Bland o’ lakes

The view is divine, the drinks dandy, the dinner drab and the desserts delish at Gar Woods.

The view is divine, the drinks dandy, the dinner drab and the desserts delish at Gar Woods.

Photo By Catherine Greenspan

Our friends Marcel and Lulou came from France to see Lake Tahoe.

“We want to sit on a deck and drink Lake Tahoe drinks and eat Lake Tahoe food with Lake Tahoe people,” Lulou instructed as they loaded their luggage into our car.

We took them to Gar Woods Grill & Pier Restaurant. We sat in the large, lively bar area amongst slick dudes in loud Hawaiian shirts and bronze babes just in from a day on the lake.

We started with Mangoritas ($7.75), served with a large-bore straw for rapid consumption.

Lulou was in paradise as she sipped her highly alcoholic, highly refreshing mango-flavored drink and took in the whole scene.

Marcel, too, enjoyed himself: We were sitting next to a 60-gallon barrel full of salted peanuts. He got a kick out of cracking one open, then tossing the shell willy-nilly onto the carpeted floor.

While we drank our Mangoritas, we noticed that everyone else was drinking an orangish Slurpee-like beverage—one after another after another.

Our waitress explained that this was the world-famous Gar Woods signature drink: the Wet Woody ($6.75). We split one. We determined that the Wet Woody was like a stick of Juicy Fruit gum soaked in alcohol.

“These drinks are just adult Slurpees that you can get really plowed on,” Michael concluded.

A sudden crashing noise came from a table of eight rowdy party boys on the deck, confirming Michael’s statement.

Later, we were seated for dinner in the lovely dining room. We could still see the lake through the open windows.

Our dinner began with a bashful bisque ($6.90) flavored with shrimp and lobster and topped with a mini biscuit.

“I prefer a more brusque bisque,” Michael said, and we all agreed.

We split an order of Dungeness crab cakes ($11.90), nicely presented on a triangular plate over butter lettuce.

“Are all American tomatoes so anemic?” Lulou asked of the translucent tomato slices.

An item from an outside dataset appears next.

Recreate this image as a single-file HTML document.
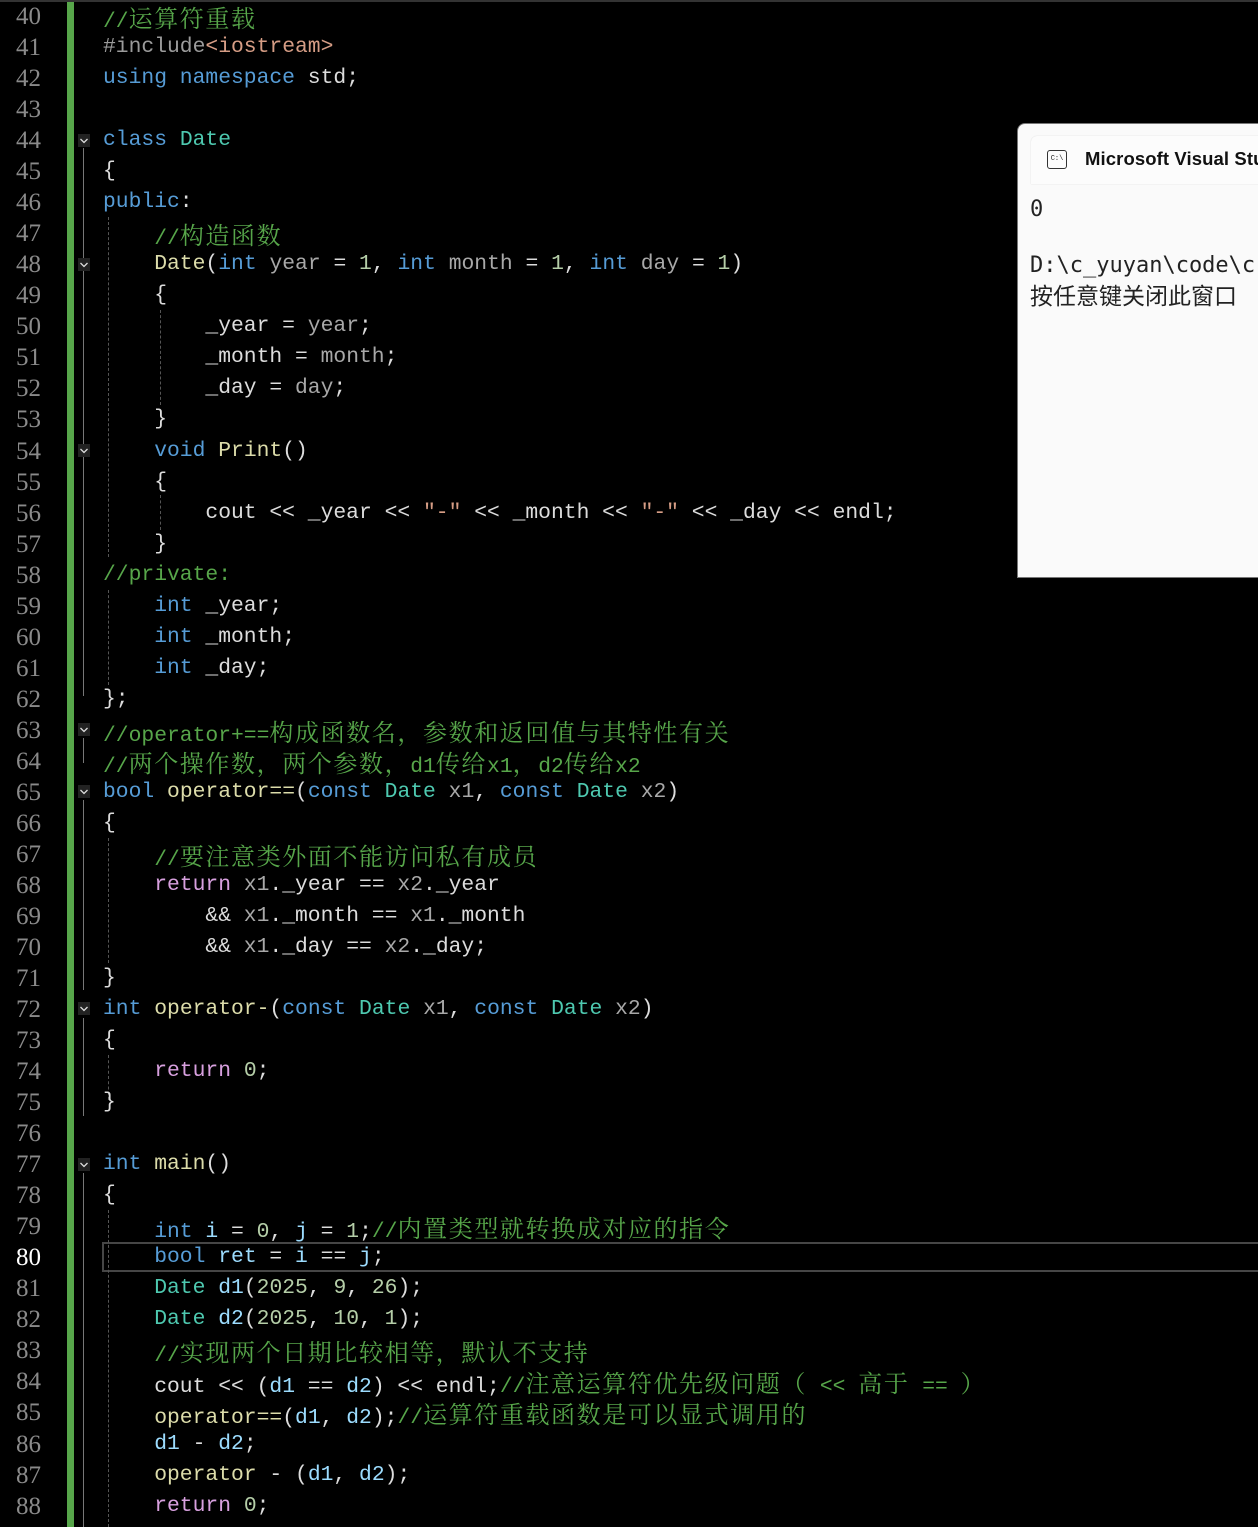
<!DOCTYPE html>
<html><head><meta charset="utf-8"><style>
html,body{margin:0;padding:0;background:#000;width:1258px;height:1527px;overflow:hidden;position:relative}
.l{position:absolute;left:103px;height:31px;line-height:31px;white-space:pre;font-family:"Liberation Mono","Noto Serif CJK SC",monospace;font-size:21.33px;color:#dcdcdc;margin-top:1px}
.z{font-family:"Noto Serif CJK SC","Noto Sans CJK SC",serif;font-size:24px;letter-spacing:1.6px}
.ln{position:absolute;left:0;width:41px;text-align:right;height:31px;line-height:31px;font-family:"Liberation Serif",serif;font-size:25px;color:#8a8a8a;margin-top:1px}
.k{color:#569cd6}.t{color:#4ec9b0}.f{color:#dcdcaa}.v{color:#9cdcfe}.p{color:#a8a8a8}.c{color:#57a64a}.n{color:#b5cea8}.r{color:#d8a0df}.s{color:#d69d85}
.fold{position:absolute;left:78px;width:12px;height:13px;background:#222}
.vl{position:absolute;left:83px;width:1px;background:#777}
.g{position:absolute;width:0;border-left:1px dashed #555}
</style></head><body>
<div style="position:absolute;left:0;top:0;width:1258px;height:2px;background:#333"></div>
<div style="position:absolute;left:67px;top:2px;width:7px;height:1525px;background:#57a64a"></div>

<div style="position:absolute;left:102px;top:1242px;width:1160px;height:26px;border:2px solid #464646"></div>

<div class="vl" style="top:148px;height:548px"></div>
<div class="vl" style="top:738px;height:25px"></div>
<div class="vl" style="top:800px;height:190px"></div>
<div class="vl" style="top:1018px;height:98px"></div>
<div class="vl" style="top:1173px;height:354px"></div>
<div class="g" style="left:108px;top:217px;height:340px"></div>
<div class="g" style="left:108px;top:590px;height:95px"></div>
<div class="g" style="left:160px;top:310px;height:95px"></div>
<div class="g" style="left:160px;top:495px;height:35px"></div>
<div class="g" style="left:108px;top:838px;height:125px"></div>
<div class="g" style="left:108px;top:1055px;height:45px"></div>
<div class="g" style="left:108px;top:1210px;height:317px"></div>

<svg width="0" height="0" style="position:absolute"><defs><symbol id="ch" viewBox="0 0 12 13"><path d="M2.5 5 L6 8.5 L9.5 5" fill="none" stroke="#ddd" stroke-width="1.3"/></symbol></defs></svg>
<svg class="fold" style="top:134px"><use href="#ch"/></svg>
<svg class="fold" style="top:258px"><use href="#ch"/></svg>
<svg class="fold" style="top:444px"><use href="#ch"/></svg>
<svg class="fold" style="top:723px"><use href="#ch"/></svg>
<svg class="fold" style="top:785px"><use href="#ch"/></svg>
<svg class="fold" style="top:1002px"><use href="#ch"/></svg>
<svg class="fold" style="top:1158px"><use href="#ch"/></svg>

<div class="ln" style="top:0px">40</div><div class="ln" style="top:31px">41</div><div class="ln" style="top:62px">42</div><div class="ln" style="top:93px">43</div><div class="ln" style="top:124px">44</div><div class="ln" style="top:155px">45</div><div class="ln" style="top:186px">46</div><div class="ln" style="top:217px">47</div><div class="ln" style="top:248px">48</div><div class="ln" style="top:279px">49</div><div class="ln" style="top:310px">50</div><div class="ln" style="top:341px">51</div><div class="ln" style="top:372px">52</div><div class="ln" style="top:403px">53</div><div class="ln" style="top:435px">54</div><div class="ln" style="top:466px">55</div><div class="ln" style="top:497px">56</div><div class="ln" style="top:528px">57</div><div class="ln" style="top:559px">58</div><div class="ln" style="top:590px">59</div><div class="ln" style="top:621px">60</div><div class="ln" style="top:652px">61</div><div class="ln" style="top:683px">62</div><div class="ln" style="top:714px">63</div><div class="ln" style="top:745px">64</div><div class="ln" style="top:776px">65</div><div class="ln" style="top:807px">66</div><div class="ln" style="top:838px">67</div><div class="ln" style="top:869px">68</div><div class="ln" style="top:900px">69</div><div class="ln" style="top:931px">70</div><div class="ln" style="top:962px">71</div><div class="ln" style="top:993px">72</div><div class="ln" style="top:1024px">73</div><div class="ln" style="top:1055px">74</div><div class="ln" style="top:1086px">75</div><div class="ln" style="top:1117px">76</div><div class="ln" style="top:1148px">77</div><div class="ln" style="top:1179px">78</div><div class="ln" style="top:1210px">79</div><div class="ln" style="top:1241px;color:#fff">80</div><div class="ln" style="top:1272px">81</div><div class="ln" style="top:1303px">82</div><div class="ln" style="top:1334px">83</div><div class="ln" style="top:1365px">84</div><div class="ln" style="top:1396px">85</div><div class="ln" style="top:1428px">86</div><div class="ln" style="top:1459px">87</div><div class="ln" style="top:1490px">88</div>

<div class="l" style="top:0px"><span class="c">//<span class="z">运算符重载</span></span></div>
<div class="l" style="top:31px"><span style="color:#9b9b9b">#include</span><span class="s">&lt;iostream&gt;</span></div>
<div class="l" style="top:62px"><span class="k">using namespace</span> std;</div>
<div class="l" style="top:124px"><span class="k">class</span> <span class="t">Date</span></div>
<div class="l" style="top:155px">{</div>
<div class="l" style="top:186px"><span class="k">public</span>:</div>
<div class="l" style="top:217px">    <span class="c">//<span class="z">构造函数</span></span></div>
<div class="l" style="top:248px">    <span class="f">Date</span>(<span class="k">int</span> <span class="p">year</span> = <span class="n">1</span>, <span class="k">int</span> <span class="p">month</span> = <span class="n">1</span>, <span class="k">int</span> <span class="p">day</span> = <span class="n">1</span>)</div>
<div class="l" style="top:279px">    {</div>
<div class="l" style="top:310px">        _year = <span class="p">year</span>;</div>
<div class="l" style="top:341px">        _month = <span class="p">month</span>;</div>
<div class="l" style="top:372px">        _day = <span class="p">day</span>;</div>
<div class="l" style="top:403px">    }</div>
<div class="l" style="top:435px">    <span class="k">void</span> <span class="f">Print</span>()</div>
<div class="l" style="top:466px">    {</div>
<div class="l" style="top:497px">        cout &lt;&lt; _year &lt;&lt; <span class="s">"-"</span> &lt;&lt; _month &lt;&lt; <span class="s">"-"</span> &lt;&lt; _day &lt;&lt; endl;</div>
<div class="l" style="top:528px">    }</div>
<div class="l" style="top:559px"><span class="c">//private:</span></div>
<div class="l" style="top:590px">    <span class="k">int</span> _year;</div>
<div class="l" style="top:621px">    <span class="k">int</span> _month;</div>
<div class="l" style="top:652px">    <span class="k">int</span> _day;</div>
<div class="l" style="top:683px">};</div>
<div class="l" style="top:714px"><span class="c">//operator+==<span class="z">构成函数名，参数和返回值与其特性有关</span></span></div>
<div class="l" style="top:745px"><span class="c">//<span class="z">两个操作数，两个参数，</span>d1<span class="z">传给</span>x1<span class="z">，</span>d2<span class="z">传给</span>x2</span></div>
<div class="l" style="top:776px"><span class="k">bool</span> <span class="f">operator==</span>(<span class="k">const</span> <span class="t">Date</span> <span class="p">x1</span>, <span class="k">const</span> <span class="t">Date</span> <span class="p">x2</span>)</div>
<div class="l" style="top:807px">{</div>
<div class="l" style="top:838px">    <span class="c">//<span class="z">要注意类外面不能访问私有成员</span></span></div>
<div class="l" style="top:869px">    <span class="r">return</span> <span class="p">x1</span>._year == <span class="p">x2</span>._year</div>
<div class="l" style="top:900px">        &amp;&amp; <span class="p">x1</span>._month == <span class="p">x1</span>._month</div>
<div class="l" style="top:931px">        &amp;&amp; <span class="p">x1</span>._day == <span class="p">x2</span>._day;</div>
<div class="l" style="top:962px">}</div>
<div class="l" style="top:993px"><span class="k">int</span> <span class="f">operator-</span>(<span class="k">const</span> <span class="t">Date</span> <span class="p">x1</span>, <span class="k">const</span> <span class="t">Date</span> <span class="p">x2</span>)</div>
<div class="l" style="top:1024px">{</div>
<div class="l" style="top:1055px">    <span class="r">return</span> <span class="n">0</span>;</div>
<div class="l" style="top:1086px">}</div>
<div class="l" style="top:1148px"><span class="k">int</span> <span class="f">main</span>()</div>
<div class="l" style="top:1179px">{</div>
<div class="l" style="top:1210px">    <span class="k">int</span> <span class="v">i</span> = <span class="n">0</span>, <span class="v">j</span> = <span class="n">1</span>;<span class="c">//<span class="z">内置类型就转换成对应的指令</span></span></div>
<div class="l" style="top:1241px">    <span class="k">bool</span> <span class="v">ret</span> = <span class="v">i</span> == <span class="v">j</span>;</div>
<div class="l" style="top:1272px">    <span class="t">Date</span> <span class="v">d1</span>(<span class="n">2025</span>, <span class="n">9</span>, <span class="n">26</span>);</div>
<div class="l" style="top:1303px">    <span class="t">Date</span> <span class="v">d2</span>(<span class="n">2025</span>, <span class="n">10</span>, <span class="n">1</span>);</div>
<div class="l" style="top:1334px">    <span class="c">//<span class="z">实现两个日期比较相等，默认不支持</span></span></div>
<div class="l" style="top:1365px">    cout &lt;&lt; (<span class="v">d1</span> == <span class="v">d2</span>) &lt;&lt; endl;<span class="c">//<span class="z">注意运算符优先级问题（</span> &lt;&lt; <span class="z">高于</span> == <span class="z">）</span></span></div>
<div class="l" style="top:1396px">    <span class="f">operator==</span>(<span class="v">d1</span>, <span class="v">d2</span>);<span class="c">//<span class="z">运算符重载函数是可以显式调用的</span></span></div>
<div class="l" style="top:1428px">    <span class="v">d1</span> - <span class="v">d2</span>;</div>
<div class="l" style="top:1459px">    <span class="f">operator</span> - (<span class="v">d1</span>, <span class="v">d2</span>);</div>
<div class="l" style="top:1490px">    <span class="r">return</span> <span class="n">0</span>;</div>

<div style="position:absolute;left:1017px;top:123px;width:260px;height:453px;background:#fafafa;border:1px solid #777;border-radius:8px 0 0 0">
  <div style="position:absolute;left:13px;top:12px;width:260px;height:48px;background:#fcfcfc;border-radius:6px 0 0 0;box-shadow:0 0 1px #ccc"></div>
  <div style="position:absolute;left:29px;top:26px;width:20px;height:19px;border:1.5px solid #333;border-radius:3px;box-sizing:border-box;font:7px 'Liberation Mono',monospace;line-height:16px;text-align:center;color:#222">C:\</div>
  <div style="position:absolute;left:67px;top:24px;font:bold 18.5px 'Liberation Sans',sans-serif;color:#111;white-space:nowrap;letter-spacing:0.1px">Microsoft Visual Studio</div>
  <div style="position:absolute;left:12px;top:72px;font:22px 'DejaVu Sans Mono',monospace;color:#222;white-space:pre;line-height:28px">0

D:\c_yuyan\code\c
<span style="font-family:'Noto Sans CJK SC',sans-serif;font-size:23px">按任意键关闭此窗口</span></div>
</div>
</body></html>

Before we could answer, Marcel brought everyone’s attention to the wine list. Since he’s in the business, we deferred to his taste: a 2001 Rhône Blend Joseph Phelps Pastiche ($25 bottle), which he assured us would complement every dish with its earthy, flinty taste. He was right.

We salivated over the descriptions of our entrées on the menu: sesame ahi seared rare with stir fried vegetables and crisp soba noodles with wasabi-cucumber cream ($23.90); double cut lamb chops roasted with Asian spices served with minted apricots and scalloped potatoes ($24.90); seafood tagliarini with sautéed prawns, scallops, clams, Dungeness crab tossed with pesto ($23.90); smoked duck breast with wild rice, sliced zucchini, polenta and dried cherries ($22.90).

Michael’s lamb chops were delicious. Sorry to say, the rest of the dishes left a lot to be desired, from the bland polenta to the not-quite-garlicky-enough pesto. Marcel did enjoy the scallops, and Lulou loved the tart cherries in her duck dish.

Desserts were good. We split the mocha crunch ice cream cake with Skor bars ($6.90) and the poppy seed shortcake with fresh strawberries ($6.90), both of which were loaded with satiating cream and butter.

The scene, not the food, is the thing at Gar Woods. Marcel and Lulou got what they came for on their first night at Lake Tahoe.